• [Directions] Omit every picture and output the rest of the records exactly as they are.

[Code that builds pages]
┏━━
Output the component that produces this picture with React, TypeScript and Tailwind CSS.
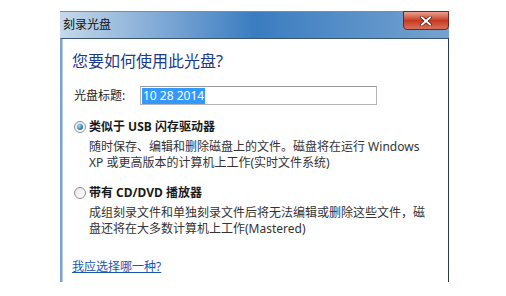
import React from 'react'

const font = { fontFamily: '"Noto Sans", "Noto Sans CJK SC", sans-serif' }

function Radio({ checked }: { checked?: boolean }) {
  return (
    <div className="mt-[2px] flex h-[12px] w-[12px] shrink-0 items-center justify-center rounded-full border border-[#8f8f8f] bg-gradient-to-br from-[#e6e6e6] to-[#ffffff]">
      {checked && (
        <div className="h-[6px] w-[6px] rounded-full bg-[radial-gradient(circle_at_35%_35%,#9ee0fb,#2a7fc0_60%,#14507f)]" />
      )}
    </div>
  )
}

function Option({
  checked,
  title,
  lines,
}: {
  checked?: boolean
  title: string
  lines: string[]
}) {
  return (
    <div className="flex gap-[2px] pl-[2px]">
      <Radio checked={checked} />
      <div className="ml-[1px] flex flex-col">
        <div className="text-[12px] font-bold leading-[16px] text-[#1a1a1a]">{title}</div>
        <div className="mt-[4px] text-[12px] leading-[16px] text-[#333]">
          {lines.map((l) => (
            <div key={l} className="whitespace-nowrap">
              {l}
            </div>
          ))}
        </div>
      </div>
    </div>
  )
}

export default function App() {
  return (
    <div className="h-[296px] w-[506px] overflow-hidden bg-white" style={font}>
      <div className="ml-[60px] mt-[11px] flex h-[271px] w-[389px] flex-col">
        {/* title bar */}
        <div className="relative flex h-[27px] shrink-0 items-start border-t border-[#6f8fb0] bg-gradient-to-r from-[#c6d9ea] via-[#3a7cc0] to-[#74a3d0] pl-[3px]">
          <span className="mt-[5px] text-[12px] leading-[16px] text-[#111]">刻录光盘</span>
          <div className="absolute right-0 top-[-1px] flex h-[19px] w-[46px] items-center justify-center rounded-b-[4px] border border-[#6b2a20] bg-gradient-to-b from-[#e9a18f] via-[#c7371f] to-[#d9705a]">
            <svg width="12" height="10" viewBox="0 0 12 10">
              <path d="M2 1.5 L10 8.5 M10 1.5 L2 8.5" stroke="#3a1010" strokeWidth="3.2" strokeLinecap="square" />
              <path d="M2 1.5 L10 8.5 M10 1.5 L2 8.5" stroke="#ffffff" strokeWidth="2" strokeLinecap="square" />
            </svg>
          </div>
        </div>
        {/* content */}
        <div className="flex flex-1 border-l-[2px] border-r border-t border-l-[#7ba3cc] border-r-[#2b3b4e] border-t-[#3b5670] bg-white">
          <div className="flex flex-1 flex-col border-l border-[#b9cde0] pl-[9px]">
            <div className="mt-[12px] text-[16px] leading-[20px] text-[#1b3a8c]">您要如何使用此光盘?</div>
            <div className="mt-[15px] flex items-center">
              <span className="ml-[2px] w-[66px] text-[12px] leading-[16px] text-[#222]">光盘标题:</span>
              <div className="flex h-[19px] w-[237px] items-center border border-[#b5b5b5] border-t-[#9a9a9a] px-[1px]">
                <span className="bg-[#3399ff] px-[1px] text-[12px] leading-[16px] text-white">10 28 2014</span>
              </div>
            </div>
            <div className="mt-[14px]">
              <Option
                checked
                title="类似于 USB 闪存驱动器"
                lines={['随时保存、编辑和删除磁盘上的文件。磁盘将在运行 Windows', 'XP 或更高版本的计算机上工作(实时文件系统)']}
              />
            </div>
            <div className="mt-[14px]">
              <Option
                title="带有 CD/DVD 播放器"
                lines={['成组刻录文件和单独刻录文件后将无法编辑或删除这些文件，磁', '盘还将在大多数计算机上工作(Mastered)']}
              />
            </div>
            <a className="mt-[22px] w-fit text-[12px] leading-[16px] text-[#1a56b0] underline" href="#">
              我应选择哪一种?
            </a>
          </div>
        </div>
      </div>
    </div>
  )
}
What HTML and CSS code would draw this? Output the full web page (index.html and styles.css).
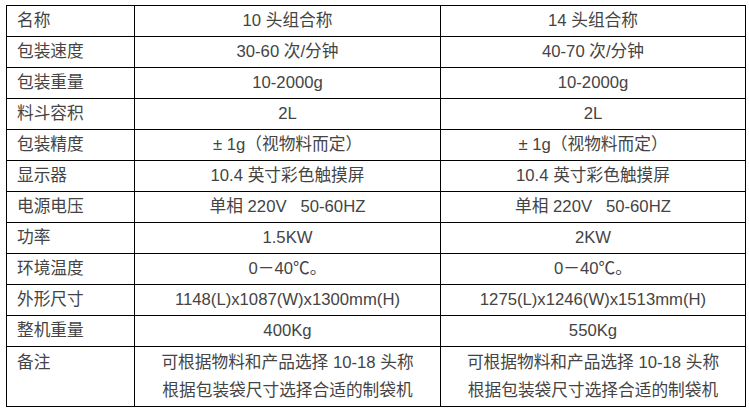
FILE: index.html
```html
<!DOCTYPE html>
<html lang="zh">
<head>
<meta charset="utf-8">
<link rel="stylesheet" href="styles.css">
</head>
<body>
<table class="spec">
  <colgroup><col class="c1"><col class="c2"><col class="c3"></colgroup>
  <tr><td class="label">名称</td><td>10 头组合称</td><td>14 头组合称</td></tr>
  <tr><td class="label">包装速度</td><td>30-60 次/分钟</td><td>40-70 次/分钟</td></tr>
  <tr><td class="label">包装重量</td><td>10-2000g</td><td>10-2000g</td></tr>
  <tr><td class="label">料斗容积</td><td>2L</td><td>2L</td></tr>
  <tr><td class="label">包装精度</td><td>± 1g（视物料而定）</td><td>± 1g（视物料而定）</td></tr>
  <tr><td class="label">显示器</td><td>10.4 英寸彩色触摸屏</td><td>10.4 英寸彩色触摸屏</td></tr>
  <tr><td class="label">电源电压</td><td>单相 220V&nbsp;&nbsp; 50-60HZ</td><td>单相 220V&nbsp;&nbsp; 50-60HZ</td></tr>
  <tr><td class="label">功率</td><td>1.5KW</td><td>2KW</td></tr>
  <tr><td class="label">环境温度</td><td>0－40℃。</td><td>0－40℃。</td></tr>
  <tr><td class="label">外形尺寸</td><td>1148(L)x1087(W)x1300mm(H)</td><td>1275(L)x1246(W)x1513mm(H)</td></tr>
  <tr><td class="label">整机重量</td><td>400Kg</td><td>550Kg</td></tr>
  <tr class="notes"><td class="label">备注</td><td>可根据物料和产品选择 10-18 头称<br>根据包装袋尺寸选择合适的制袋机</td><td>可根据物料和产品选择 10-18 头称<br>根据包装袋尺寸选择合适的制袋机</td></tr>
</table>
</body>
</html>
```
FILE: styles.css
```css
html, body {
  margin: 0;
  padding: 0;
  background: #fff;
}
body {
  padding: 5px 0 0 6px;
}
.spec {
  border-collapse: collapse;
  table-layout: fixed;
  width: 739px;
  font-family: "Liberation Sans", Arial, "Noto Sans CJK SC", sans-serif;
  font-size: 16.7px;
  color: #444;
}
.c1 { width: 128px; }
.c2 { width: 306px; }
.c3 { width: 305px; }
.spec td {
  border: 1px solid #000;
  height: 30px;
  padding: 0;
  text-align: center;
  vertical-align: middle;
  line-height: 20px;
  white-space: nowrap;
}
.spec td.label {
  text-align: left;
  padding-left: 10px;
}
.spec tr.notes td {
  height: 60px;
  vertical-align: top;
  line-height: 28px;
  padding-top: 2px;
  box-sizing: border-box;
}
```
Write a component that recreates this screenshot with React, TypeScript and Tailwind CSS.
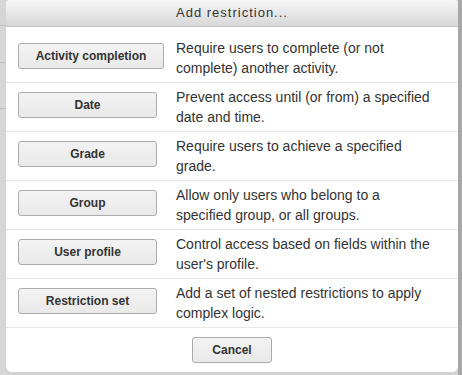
┗━━
• [Reply to the task]
Output the component that produces this picture with React, TypeScript and Tailwind CSS.
import React from 'react'

const font = { fontFamily: '"Noto Sans", "Noto Sans CJK SC", sans-serif' }

function Radio({ checked }: { checked?: boolean }) {
  return (
    <div className="mt-[2px] flex h-[12px] w-[12px] shrink-0 items-center justify-center rounded-full border border-[#8f8f8f] bg-gradient-to-br from-[#e6e6e6] to-[#ffffff]">
      {checked && (
        <div className="h-[6px] w-[6px] rounded-full bg-[radial-gradient(circle_at_35%_35%,#9ee0fb,#2a7fc0_60%,#14507f)]" />
      )}
    </div>
  )
}

function Option({
  checked,
  title,
  lines,
}: {
  checked?: boolean
  title: string
  lines: string[]
}) {
  return (
    <div className="flex gap-[2px] pl-[2px]">
      <Radio checked={checked} />
      <div className="ml-[1px] flex flex-col">
        <div className="text-[12px] font-bold leading-[16px] text-[#1a1a1a]">{title}</div>
        <div className="mt-[4px] text-[12px] leading-[16px] text-[#333]">
          {lines.map((l) => (
            <div key={l} className="whitespace-nowrap">
              {l}
            </div>
          ))}
        </div>
      </div>
    </div>
  )
}

export default function App() {
  return (
    <div className="h-[296px] w-[506px] overflow-hidden bg-white" style={font}>
      <div className="ml-[60px] mt-[11px] flex h-[271px] w-[389px] flex-col">
        {/* title bar */}
        <div className="relative flex h-[27px] shrink-0 items-start border-t border-[#6f8fb0] bg-gradient-to-r from-[#c6d9ea] via-[#3a7cc0] to-[#74a3d0] pl-[3px]">
          <span className="mt-[5px] text-[12px] leading-[16px] text-[#111]">刻录光盘</span>
          <div className="absolute right-0 top-[-1px] flex h-[19px] w-[46px] items-center justify-center rounded-b-[4px] border border-[#6b2a20] bg-gradient-to-b from-[#e9a18f] via-[#c7371f] to-[#d9705a]">
            <svg width="12" height="10" viewBox="0 0 12 10">
              <path d="M2 1.5 L10 8.5 M10 1.5 L2 8.5" stroke="#3a1010" strokeWidth="3.2" strokeLinecap="square" />
              <path d="M2 1.5 L10 8.5 M10 1.5 L2 8.5" stroke="#ffffff" strokeWidth="2" strokeLinecap="square" />
            </svg>
          </div>
        </div>
        {/* content */}
        <div className="flex flex-1 border-l-[2px] border-r border-t border-l-[#7ba3cc] border-r-[#2b3b4e] border-t-[#3b5670] bg-white">
          <div className="flex flex-1 flex-col border-l border-[#b9cde0] pl-[9px]">
            <div className="mt-[12px] text-[16px] leading-[20px] text-[#1b3a8c]">您要如何使用此光盘?</div>
            <div className="mt-[15px] flex items-center">
              <span className="ml-[2px] w-[66px] text-[12px] leading-[16px] text-[#222]">光盘标题:</span>
              <div className="flex h-[19px] w-[237px] items-center border border-[#b5b5b5] border-t-[#9a9a9a] px-[1px]">
                <span className="bg-[#3399ff] px-[1px] text-[12px] leading-[16px] text-white">10 28 2014</span>
              </div>
            </div>
            <div className="mt-[14px]">
              <Option
                checked
                title="类似于 USB 闪存驱动器"
                lines={['随时保存、编辑和删除磁盘上的文件。磁盘将在运行 Windows', 'XP 或更高版本的计算机上工作(实时文件系统)']}
              />
            </div>
            <div className="mt-[14px]">
              <Option
                title="带有 CD/DVD 播放器"
                lines={['成组刻录文件和单独刻录文件后将无法编辑或删除这些文件，磁', '盘还将在大多数计算机上工作(Mastered)']}
              />
            </div>
            <a className="mt-[22px] w-fit text-[12px] leading-[16px] text-[#1a56b0] underline" href="#">
              我应选择哪一种?
            </a>
          </div>
        </div>
      </div>
    </div>
  )
}
What HTML and CSS code would draw this? Output the full web page (index.html and styles.css).
FILE: index.html
```html
<!DOCTYPE html>
<html lang="zh">
<head>
<meta charset="utf-8">
<link rel="stylesheet" href="styles.css">
</head>
<body>
<table class="spec">
  <colgroup><col class="c1"><col class="c2"><col class="c3"></colgroup>
  <tr><td class="label">名称</td><td>10 头组合称</td><td>14 头组合称</td></tr>
  <tr><td class="label">包装速度</td><td>30-60 次/分钟</td><td>40-70 次/分钟</td></tr>
  <tr><td class="label">包装重量</td><td>10-2000g</td><td>10-2000g</td></tr>
  <tr><td class="label">料斗容积</td><td>2L</td><td>2L</td></tr>
  <tr><td class="label">包装精度</td><td>± 1g（视物料而定）</td><td>± 1g（视物料而定）</td></tr>
  <tr><td class="label">显示器</td><td>10.4 英寸彩色触摸屏</td><td>10.4 英寸彩色触摸屏</td></tr>
  <tr><td class="label">电源电压</td><td>单相 220V&nbsp;&nbsp; 50-60HZ</td><td>单相 220V&nbsp;&nbsp; 50-60HZ</td></tr>
  <tr><td class="label">功率</td><td>1.5KW</td><td>2KW</td></tr>
  <tr><td class="label">环境温度</td><td>0－40℃。</td><td>0－40℃。</td></tr>
  <tr><td class="label">外形尺寸</td><td>1148(L)x1087(W)x1300mm(H)</td><td>1275(L)x1246(W)x1513mm(H)</td></tr>
  <tr><td class="label">整机重量</td><td>400Kg</td><td>550Kg</td></tr>
  <tr class="notes"><td class="label">备注</td><td>可根据物料和产品选择 10-18 头称<br>根据包装袋尺寸选择合适的制袋机</td><td>可根据物料和产品选择 10-18 头称<br>根据包装袋尺寸选择合适的制袋机</td></tr>
</table>
</body>
</html>
```
FILE: styles.css
```css
html, body {
  margin: 0;
  padding: 0;
  background: #fff;
}
body {
  padding: 5px 0 0 6px;
}
.spec {
  border-collapse: collapse;
  table-layout: fixed;
  width: 739px;
  font-family: "Liberation Sans", Arial, "Noto Sans CJK SC", sans-serif;
  font-size: 16.7px;
  color: #444;
}
.c1 { width: 128px; }
.c2 { width: 306px; }
.c3 { width: 305px; }
.spec td {
  border: 1px solid #000;
  height: 30px;
  padding: 0;
  text-align: center;
  vertical-align: middle;
  line-height: 20px;
  white-space: nowrap;
}
.spec td.label {
  text-align: left;
  padding-left: 10px;
}
.spec tr.notes td {
  height: 60px;
  vertical-align: top;
  line-height: 28px;
  padding-top: 2px;
  box-sizing: border-box;
}
```
Write a component that recreates this screenshot with React, TypeScript and Tailwind CSS.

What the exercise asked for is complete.